42 The Caret Package
Useful front end package that wraps around a lot of the prediction algorithms and tools used in R.
Caret has a lot of functionality:
- Some preprocessing (cleaning)
- preProcess
- Data splitting
- createDataPartition
- createResample
- createTimeSlices
- Training / Testing functions
- train
- predict
- Model comparison
- confusionMatrix
42.1 Machine Learning Algorithms in R
There are so many popular machine learning algorithms in R;
- Linear Discriminant Analysis
- Regression
- Naive Bayes
- Support Vector Machines
- Classification and Regression Trees
- Random Forests
- Boosting
- More…
42.2 SPAM Example: Data Splitting
Important functions here:
createDataPartition()
train()
predict()
confusionMatrix()
# Load the package and the data
library(caret); library(kernlab); data(spam)
set.seed(123)
# Use data partition functions to create the training and testing sets
inTrain <- createDataPartition(y = spam$type,
p = 0.75,
list=FALSE)
training <- spam[inTrain, ]
testing <- spam[-inTrain, ]
# Check that it works
dim(training)
## [1] 3451 58
## [1] 1150 58
## Generalized Linear Model
##
## 3451 samples
## 57 predictor
## 2 classes: 'nonspam', 'spam'
##
## No pre-processing
## Resampling: Bootstrapped (25 reps)
## Summary of sample sizes: 3451, 3451, 3451, 3451, 3451, 3451, ...
## Resampling results:
##
## Accuracy Kappa
## 0.9191452 0.8288818
# Examine actual fitted values (Seems like calling the 'summary' function is better than this though TBH)

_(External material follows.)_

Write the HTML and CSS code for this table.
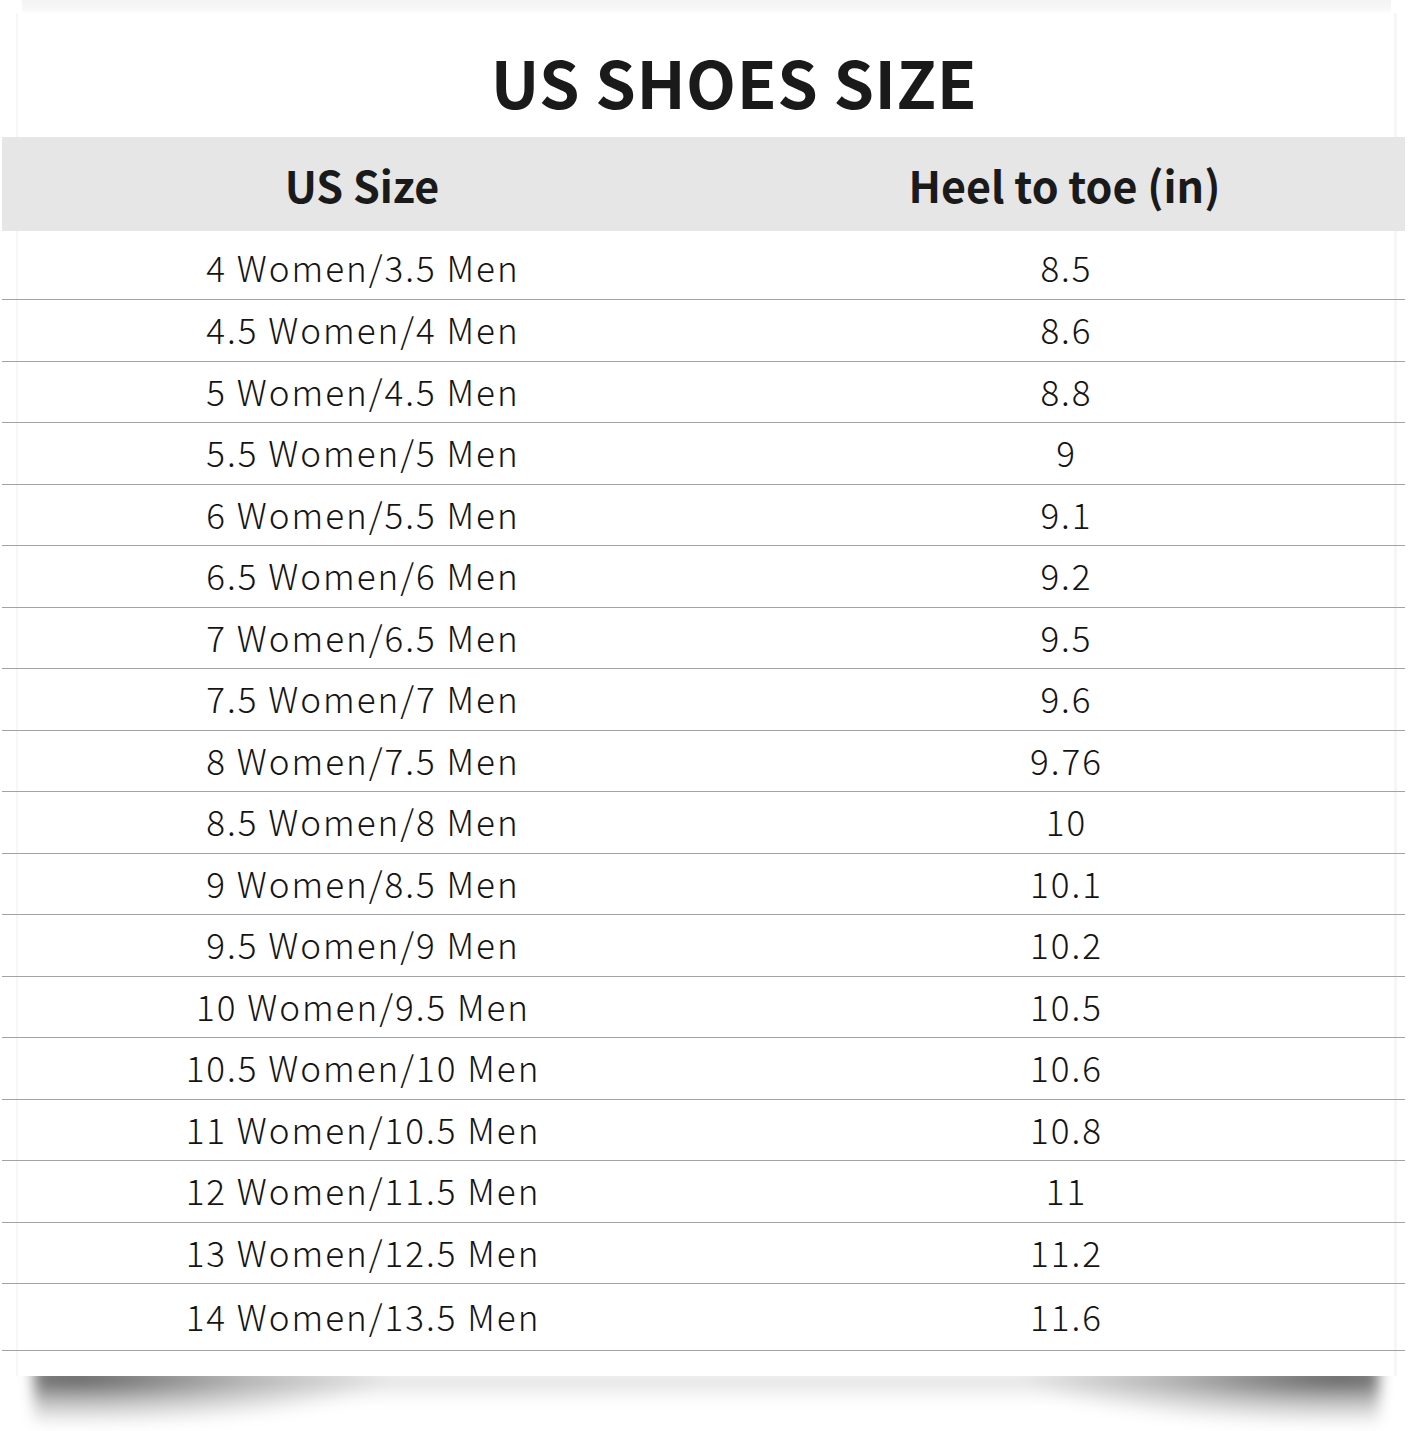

modelFit$finalModel[c(8,10, 16)]
## $family
##
## Family: binomial
## Link function: logit
##
##
## $deviance
## [1] 1386.676
##
## $df.residual
## [1] 3393
# Predict on new data using the 'predict' function
predictions <- predict(modelFit, newdata = testing)
# To dignose the model (look at the predictions) we use the 'confusionMatrix' function
confusionMatrix(predictions, testing$type)

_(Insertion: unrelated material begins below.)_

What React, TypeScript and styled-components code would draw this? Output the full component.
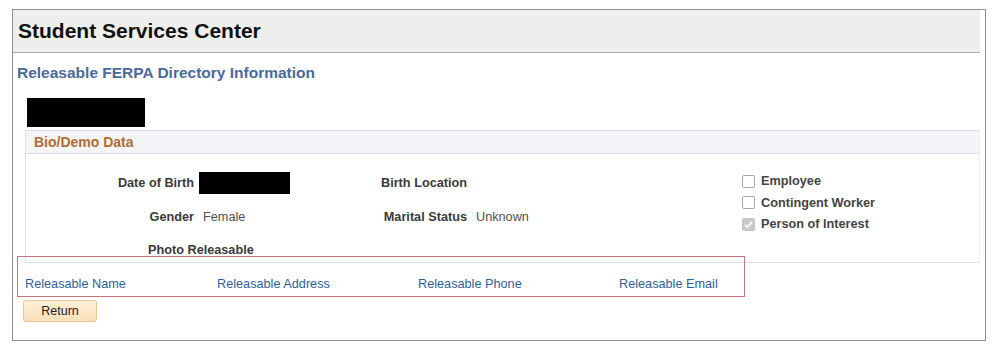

## Confusion Matrix and Statistics
##
## Reference
## Prediction nonspam spam
## nonspam 667 56
## spam 30 397
##
## Accuracy : 0.9252
## 95% CI : (0.9085, 0.9398)
## No Information Rate : 0.6061
## P-Value [Acc > NIR] : < 2.2e-16
##
## Kappa : 0.8418
##
## Mcnemar's Test P-Value : 0.007022
##
## Sensitivity : 0.9570
## Specificity : 0.8764
## Pos Pred Value : 0.9225
## Neg Pred Value : 0.9297
## Prevalence : 0.6061
## Detection Rate : 0.5800
## Detection Prevalence : 0.6287
## Balanced Accuracy : 0.9167
##
## 'Positive' Class : nonspam
##